For Shares to be properly tendered pursuant to the Offer, (a) the share certificates or confirmation of receipt of such Shares under the procedure for book-entry transfer, together with a properly completed and duly executed Letter of Transmittal, including any required signature guarantees, or an “Agent’s Message” (as defined in the Offer to Purchase) in the case of book-entry transfer, and any other documents required in the Letter of Transmittal, must be timely received by the Depositary or (b) the tendering stockholder must comply with the guaranteed delivery procedures, all in accordance with the Offer to Purchase and Letter of Transmittal. UNDER NO CIRCUMSTANCES WILL INTEREST BE PAID ON THE PURCHASE PRICE OF THE SHARES TO BE PAID BY CGI-FAIRFAX, REGARDLESS OF ANY EXTENSION OF THE OFFER OR ANY DELAY IN MAKING SUCH PAYMENT.
 
CGI-Fairfax will not pay any fees or commissions to any broker or dealer or other person (other than the Depositary and the Information Agent as described in the Offer to Purchase) for soliciting tenders of Shares pursuant to the Offer. CGI-Fairfax will, however, upon request, reimburse brokers, dealers, commercial banks and trust companies for reasonable and necessary costs and expenses incurred by them in forwarding materials to their customers. CGI-Fairfax will pay all stock transfer taxes applicable to its purchase of Shares pursuant to the Offer, subject to Instruction 6 of the Letter of Transmittal.
 
Any inquiries you may have with respect to the Offer should be addressed to the Information Agent or the undersigned at the addresses and telephone numbers set forth on the back cover of the Offer to Purchase.
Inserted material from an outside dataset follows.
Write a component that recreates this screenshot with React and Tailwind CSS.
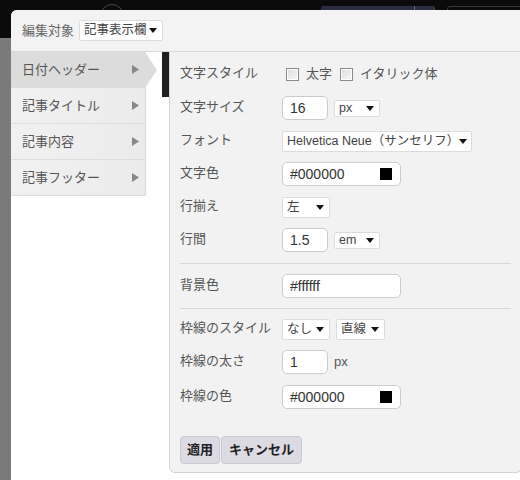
import React from 'react';

const font = "font-['Liberation_Sans','Noto_Sans_CJK_JP',sans-serif]";

const Caret = () => (
  <svg width="8" height="5" viewBox="0 0 8 5" className="shrink-0">
    <polygon points="0,0 8,0 4,5" fill="#111" />
  </svg>
);

const Select = ({ value, w, h = 'h-[20px]' }) => (
  <div className={`${w} ${h} flex items-center justify-between bg-white border border-[#dcdcdc] rounded-[2px] pl-[4px] pr-[5px] text-[12.5px] text-[#444] whitespace-nowrap overflow-hidden`}>
    <span className="leading-none">{value}</span>
    <Caret />
  </div>
);

const Input = ({ value, w, swatch }) => (
  <div className={`${w} h-[24px] flex items-center justify-between bg-white border border-[#cccccc] rounded-[5px] pl-[7px] pr-[8px] text-[14px] text-[#333] whitespace-nowrap`}>
    <span className="leading-none">{value}</span>
    {swatch && <span className="w-[12px] h-[12px] bg-black" />}
  </div>
);

const Check = () => (
  <span className="w-[13px] h-[13px] border border-[#8a8a8a] bg-gradient-to-br from-[#dcdcdc] to-[#f8f8f8] shadow-[inset_0_0_0_1px_#fff]" />
);

const Row = ({ label, h, mt, children }) => (
  <div className={`flex items-center ${h} ${mt}`}>
    <div className="w-[102px] text-[13px] text-[#555] -mt-[2px] whitespace-nowrap">{label}</div>
    <div className="flex items-center gap-[6px]">{children}</div>
  </div>
);

const tabs = ['日付ヘッダー', '記事タイトル', '記事内容', '記事フッター'];

export default function App() {
  return (
    <div className={`relative w-[520px] h-[480px] overflow-hidden bg-[#7a7a7a] ${font}`}>
      {/* page behind the dialog */}
      <div className="h-[38px] bg-[#0b0b0b]" />
      <div className="absolute left-[100px] top-[4px] w-[24px] h-[24px] rounded-full border border-[#4a4a4a]" />
      <div className="absolute left-[321px] top-[6px] w-[114px] h-[12px] rounded-[3px] bg-[#2a2b44] border-r border-[#555]" />
      <div className="absolute left-[414px] top-[6px] w-px h-[6px] bg-[#666]" />
      <div className="absolute left-[447px] top-[6px] w-[90px] h-[20px] rounded-[3px] border border-[#3a3a3a]" />

      {/* dialog */}
      <div className="absolute left-[11px] top-[10px] w-[511px] h-[472px] bg-white rounded-tl-[6px] flex flex-col">
        <div className="h-[42px] shrink-0 bg-[#f3f3f3] border-b border-[#d6d6d6] rounded-tl-[6px] flex items-center pl-[11px] gap-[5px]">
          <span className="text-[13px] text-[#666]">編集対象</span>
          <Select value="記事表示欄" w="w-[84px]" h="h-[21px]" />
        </div>

        <div className="flex flex-1">
          {/* tabs */}
          <div className="w-[135px] shrink-0 flex flex-col self-start">
            {tabs.map((t, i) => (
              <div
                key={t}
                className={`relative h-[36px] flex items-center justify-between pl-[11px] pr-[6px] text-[13px] text-[#555] border-b border-r border-[#dddddd] ${
                  i === 0 ? 'bg-[#dcdcdc] border-r-transparent' : 'bg-gradient-to-r from-[#f1f1f1] to-[#ebebeb]'
                }`}
              >
                <span>{t}</span>
                <svg width="7" height="9" viewBox="0 0 7 9">
                  <polygon points="0,0 7,4.5 0,9" fill="#888" />
                </svg>
                {i === 0 && (
                  <svg className="absolute right-[-12px] top-0" width="12" height="36" viewBox="0 0 12 36">
                    <polygon points="0,0 12,18 0,36" fill="#dcdcdc" />
                  </svg>
                )}
              </div>
            ))}
          </div>

          <div className="w-[16px] shrink-0" />
          <div className="w-[7px] h-[45px] shrink-0 bg-[#1f1f1f]" />

          {/* settings panel */}
          <div className="flex-1 h-[421px] bg-[#f2f2f2] border-l border-r border-b border-[#d4d4d4] rounded-bl-[6px] rounded-br-[6px] pl-[10px] pr-[10px] pt-[12px] flex flex-col">
            <Row label="文字スタイル" h="h-[20px]">
              <div className="flex items-center text-[13px] text-[#555] ml-[4px]">
                <Check />
                <span className="ml-[7px]">太字</span>
                <span className="ml-[8px] flex"><Check /></span>
                <span className="ml-[7px]">イタリック体</span>
              </div>
            </Row>
            <Row label="文字サイズ" h="h-[24px]" mt="mt-[12px]">
              <Input value="16" w="w-[46px]" />
              <Select value="px" w="w-[46px]" h="h-[17px]" />
            </Row>
            <Row label="フォント" h="h-[20px]" mt="mt-[11px]">
              <Select value="Helvetica Neue（サンセリフ）" w="w-[190px]" h="h-[21px]" />
            </Row>
            <Row label="文字色" h="h-[24px]" mt="mt-[11px]">
              <Input value="#000000" w="w-[119px]" swatch />
            </Row>
            <Row label="行揃え" h="h-[20px]" mt="mt-[11px]">
              <Select value="左" w="w-[48px]" h="h-[21px]" />
            </Row>
            <Row label="行間" h="h-[24px]" mt="mt-[11px]">
              <Input value="1.5" w="w-[46px]" />
              <Select value="em" w="w-[46px]" h="h-[17px]" />
            </Row>
            <div className="h-px bg-[#d8d8d8] mt-[11px]" />
            <Row label="背景色" h="h-[24px]" mt="mt-[10px]">
              <Input value="#ffffff" w="w-[119px]" />
            </Row>
            <div className="h-px bg-[#d8d8d8] mt-[10px]" />
            <Row label="枠線のスタイル" h="h-[20px]" mt="mt-[10px]">
              <Select value="なし" w="w-[48px]" h="h-[21px]" />
              <Select value="直線" w="w-[49px]" h="h-[21px]" />
            </Row>
            <Row label="枠線の太さ" h="h-[24px]" mt="mt-[11px]">
              <Input value="1" w="w-[46px]" />
              <span className="text-[13px] text-[#555]">px</span>
            </Row>
            <Row label="枠線の色" h="h-[24px]" mt="mt-[11px]">
              <Input value="#000000" w="w-[119px]" swatch />
            </Row>
            <div className="flex mt-[27px] gap-px">
              <button className="h-[28px] px-[6px] rounded-[4px] bg-[#dcdae2] border border-[#c9c7d0] text-[13px] font-bold text-[#222]">適用</button>
              <button className="h-[28px] px-[7px] rounded-[4px] bg-[#dcdae2] border border-[#c9c7d0] text-[13px] font-bold text-[#222]">キャンセル</button>
            </div>
          </div>
        </div>
      </div>
    </div>
  );
}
Additional copies of the enclosed materials may be obtained from the Information Agent.
 
Very truly yours,
 
Deutsche Bank Securities Inc.
 
Nothing contained herein or in the enclosed documents shall constitute you the agent of CGI-Fairfax, the Dealer Manager, the Information Agent or the Depositary or any affiliate of any of them or authorize you or any other person to use any document or make any statement on behalf of any of them in connection with the Offer other than the enclosed documents and the statements contained therein.